What is asked →
Leave out all pictures. Return exactly the lines from the top of the material through the line containing "import React from".
=== Information shown ===
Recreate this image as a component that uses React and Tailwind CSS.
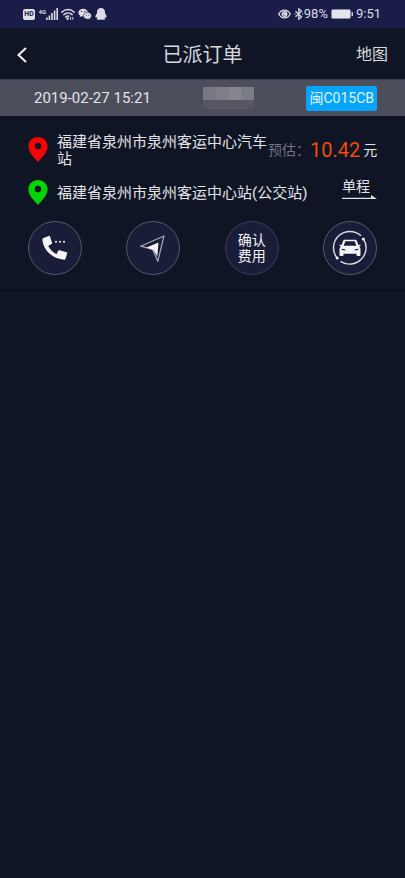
import React from "react";

function StatusBar() {
  return (
    <div className="flex h-7 items-center justify-between bg-[#191d48] pl-[23px] pr-6 text-xs text-[#dcdce6]">
      <div className="flex items-center gap-[3px]">
        <span className="flex h-[11px] w-3 items-center justify-center rounded-[2px] bg-[#e0e0ea] text-[7px] font-bold leading-none text-[#191d48]">
          HD
        </span>
        <div className="flex items-start">
          <span className="w-2 text-right text-[6px] font-bold leading-[7px]">4G</span>
          <svg className="h-3 w-3" viewBox="0 0 12 12" fill="currentColor" aria-hidden="true">
            <rect x="0" y="9.5" width="1.6" height="2.5" />
            <rect x="2.6" y="7.5" width="1.6" height="4.5" />
            <rect x="5.2" y="5" width="1.6" height="7" />
            <rect x="7.8" y="2.5" width="1.6" height="9.5" />
            <rect x="10.4" y="0" width="1.6" height="12" />
          </svg>
        </div>
        <svg className="h-3 w-3.5" viewBox="0 0 14 12" fill="none" stroke="currentColor" strokeWidth="1.5" strokeLinecap="round" aria-hidden="true">
          <path d="M.8 4.2C4.4.6 9.6.6 13.2 4.2" />
          <path d="M2.8 6.6c2.4-2.3 6-2.3 8.4 0" />
          <path d="M4.8 8.9c1-.9 2-1 3-.6" />
          <circle cx="6.6" cy="10.6" r=".6" fill="currentColor" />
          <path d="M9.6 9.4v2M11.8 9.4v2" strokeWidth="1" />
        </svg>
        <svg className="h-3 w-3.5" viewBox="0 0 14 12" aria-hidden="true">
          <path d="M5.2.8C2.5.8.4 2.5.4 4.7c0 1.200.7 2.200 1.700 2.900l-.4 1.500 1.700-.8c.6.2 1.200.3 1.800.3 2.600 0 4.700-1.700 4.700-3.900S7.800.8 5.200.8z" fill="currentColor" />
          <path d="M9.500 4.200c-2.300 0-4.100 1.500-4.100 3.500s1.800 3.500 4.100 3.500c.5 0 1-.1 1.500-.2l1.400.7-.4-1.300c.9-.6 1.500-1.600 1.500-2.700 0-2-1.800-3.500-4-3.500z" fill="currentColor" stroke="#191d48" strokeWidth=".6" />
          <circle cx="3.700" cy="3.500" r=".6" fill="#191d48" />
          <circle cx="6.700" cy="3.300" r=".6" fill="#191d48" />
          <circle cx="8.300" cy="6.900" r=".5" fill="#191d48" />
          <circle cx="10.900" cy="6.900" r=".5" fill="#191d48" />
        </svg>
        <svg className="h-3 w-3" viewBox="0 0 12 12" fill="currentColor" aria-hidden="true">
          <path d="M6 0C3.400 0 2 1.700 2 4v1.200C1 6.400.3 7.800.4 9.200c.1.600.8.300 1.300-.3.200.6.400.9.800 1.300-.5.200-.9.500-.8.900.2.900 2.900.9 4.300.3 1.400.6 4.100.6 4.300-.3.100-.4-.3-.7-.8-.9.400-.4.600-.7.800-1.300.5.600 1.200.9 1.300.3.100-1.400-.6-2.800-1.600-4V4C10 1.700 8.600 0 6 0z" />
        </svg>
      </div>
      <div className="flex items-center font-[Roboto,sans-serif]">
        <svg className="h-3 w-[13px]" viewBox="0 0 13 12" fill="none" stroke="currentColor" strokeWidth="1.300" aria-hidden="true">
          <path d="M.7 6C3.500.8 9.500.8 12.300 6 9.500 11.200 3.500 11.200.7 6z" />
          <circle cx="6.500" cy="6" r="2.300" />
          <circle cx="6.800" cy="5.800" r="1" fill="currentColor" />
        </svg>
        <svg className="ml-[3px] h-3 w-2.5" viewBox="0 0 10 12" fill="none" stroke="currentColor" strokeWidth="1.200" aria-hidden="true">
          <path d="M1.500 3.200l6 5.600L4.800 11.300V.7l2.700 2.500-6 5.600" />
          <path d="M.4 6h1.200M8 6h1.200" />
        </svg>
        <span className="text-[13px]">98%</span>
        <svg className="mx-[3px] h-2.5 w-[22px]" viewBox="0 0 22 10" aria-hidden="true">
          <rect x=".5" y=".5" width="19" height="9" rx="1.500" fill="#e4e4ec" stroke="#8789a3" />
          <rect x="20.500" y="3" width="1.500" height="4" fill="#c5c6d4" />
        </svg>
        <span className="text-[13px]">9:51</span>
      </div>
    </div>
  );
}

function Header() {
  return (
    <header className="grid h-[51px] grid-cols-[1fr_auto_1fr] items-center px-[17px] pt-0.5 text-[#d6d7dc]">
      <button type="button" aria-label="返回" className="flex justify-self-start">
        <svg className="h-4 w-2.5" viewBox="0 0 10 16" fill="none" stroke="#f2f2f5" strokeWidth="2" aria-hidden="true">
          <path d="M9 1L1.500 8 9 15" />
        </svg>
      </button>
      <h1 className="text-xl">已派订单</h1>
      <button type="button" className="justify-self-end text-base">地图</button>
    </header>
  );
}

function MaskedName() {
  return (
    <div className="w-[51px]" aria-hidden="true">
      <div className="flex h-[13px]">
        <span className="flex-1 bg-[#787884]" />
        <span className="flex-1 bg-[#7e7e89]" />
        <span className="flex-1 bg-[#868690]" />
        <span className="flex-1 bg-[#7b7b86]" />
      </div>
      <div className="h-[9px] bg-[#555662]" />
    </div>
  );
}

function Pin({ className }) {
  return (
    <svg className={"h-[25px] w-5 shrink-0 " + className} viewBox="0 0 20 25" fill="currentColor" aria-hidden="true">
      <path fillRule="evenodd" d="M10 0C4.600 0 .4 4.100.4 9.300c0 6 5.600 11.200 9.600 15.700 4-4.500 9.600-9.700 9.600-15.700C19.600 4.100 15.400 0 10 0zm0 5.800a3.200 3.200 0 1 1 0 6.400 3.200 3.200 0 0 1 0-6.400z" />
    </svg>
  );
}

function RoundButton({ label, faint, children }) {
  return (
    <button
      type="button"
      aria-label={label}
      className={
        "flex size-[54px] items-center justify-center rounded-full border bg-[#1a1d38] text-[#f4f4f7] " +
        (faint ? "border-[#3a3d54]" : "border-[#56596c]")
      }
    >
      {children}
    </button>
  );
}

function OrderCard() {
  return (
    <article className="border-b border-[#090c1a] pb-[15px]">
      <div className="flex h-[37px] items-center justify-between border-t border-[#3b3d4b] bg-[#4d4e5b] pl-[34px] pr-7">
        <time className="text-[15px] text-[#e4e4e8]">2019-02-27 15:21</time>
        <MaskedName />
        <span className="flex h-[25px] items-center rounded-[2px] bg-[#04a5fb] px-[3px] text-sm text-[#e2f3fd]">闽C015CB</span>
      </div>

      <div className="flex items-center pl-7 pr-7 pt-[14px] text-[15px] leading-[17px] text-[#e2e2e7]">
        <Pin className="text-[#f60404]" />
        <p className="ml-[9px] w-[211px] shrink-0 pt-1">福建省泉州市泉州客运中心汽车站</p>
        <p className="flex flex-1 items-center justify-end whitespace-nowrap pt-0.5">
          <span className="text-sm text-[#717386]">预估：</span>
          <span className="text-xl leading-6 text-[#ee4c08]">10.42</span>
          <span className="ml-[3px] text-sm">元</span>
        </p>
      </div>

      <div className="flex items-center pl-7 pr-7 pt-[10px] text-[15px] leading-[17px] text-[#e2e2e7]">
        <Pin className="text-[#02d302]" />
        <p className="ml-[9px] whitespace-nowrap pt-0.5">福建省泉州市泉州客运中心站(公交站)</p>
        <div className="ml-auto flex w-[35px] flex-col pb-2">
          <span className="text-sm leading-[17px]">单程</span>
          <svg className="h-1 w-full" viewBox="0 0 35 4" fill="currentColor" aria-hidden="true">
            <path d="M0 2.800h29V0l6 4H0z" />
          </svg>
        </div>
      </div>

      <div className="flex justify-between px-7 pt-[14px]">
        <RoundButton label="电话">
          <svg className="size-[26px]" viewBox="0 0 26 26" fill="currentColor" aria-hidden="true">
            <path d="M.9 3.300L6.800.9c.7-.2 1 .1 1.200.7l2 6.200c.2.700 0 1-.5 1.300l-3.300 1.800c2 3.600 4.600 6.200 8.200 8.300l1.800-3.400c.3-.6.7-.8 1.300-.6l7 2c.7.2.9.6.7 1.200l-1.800 5.600c-.2.600-.6.800-1.200.7C10.800 23.800.9 15.300.4 4.300c0-.5.100-.8.500-1z" />
            <circle cx="14" cy="6.800" r="1" />
            <circle cx="18" cy="6.800" r="1" />
            <circle cx="22" cy="6.800" r="1" />
          </svg>
        </RoundButton>
        <RoundButton label="导航">
          <svg className="h-7 w-[26px]" viewBox="0 0 26 28" aria-hidden="true">
            <path d="M24 2L.6 12.200l12 3.200 5.200 11.800z" fill="none" stroke="#a9aabb" strokeWidth="1.200" strokeLinejoin="round" />
            <path d="M18.500 8.500L6.500 13.600l7 2.300 3.800 6.600z" fill="currentColor" />
          </svg>
        </RoundButton>
        <RoundButton label="确认费用" faint>
          <span className="w-7 text-sm leading-4">确认费用</span>
        </RoundButton>
        <RoundButton label="车辆">
          <svg className="size-9" viewBox="0 0 36 36" aria-hidden="true">
            <g fill="none" stroke="#dcdce4" strokeWidth="1.400">
              <path d="M29 5.800A16.400 16.400 0 0 0 5 28" />
              <path d="M8.500 31.300A16.400 16.400 0 0 0 31.300 8.600" />
            </g>
            <circle cx="5.200" cy="28" r="1.500" fill="#f4f4f7" />
            <circle cx="31.300" cy="9" r="1.500" fill="#f4f4f7" />
            <path fill="#f4f4f7" fillRule="evenodd" d="M13 9.800h10c1 0 1.600.5 2 1.400l1.600 4 1.500-.6c.5 0 .7.8.2 1.200l-1 .8c.8.700 1.200 1.500 1.200 2.500V25c0 .6-.3 1-.9 1h-2.200c-.6 0-.9-.4-.9-1v-1.200h-13V25c0 .6-.3 1-.9 1H8.400c-.6 0-.9-.4-.9-1v-5.900c0-1 .4-1.800 1.200-2.500l-1-.8c-.5-.4-.3-1.200.2-1.200l1.500.6 1.600-4c.4-.9 1-1.400 2-1.400zm.3 1.500l-1.700 4.500h12.800l-1.700-4.500zM9.500 18.700l.5 1.300 3.600.6-.6-1.300zm17 0l-3.500.6-.6 1.300 3.600-.6z" />
          </svg>
        </RoundButton>
      </div>
    </article>
  );
}

export default function App() {
  return (
    <div className="min-h-screen bg-[#101525] font-[Roboto,'Noto_Sans_CJK_SC',sans-serif]">
      <StatusBar />
      <Header />
      <main>
        <OrderCard />
      </main>
    </div>
  );
}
===
Response to this exercise →
Recreate this image as a component that uses React and Tailwind CSS.
import React from "react";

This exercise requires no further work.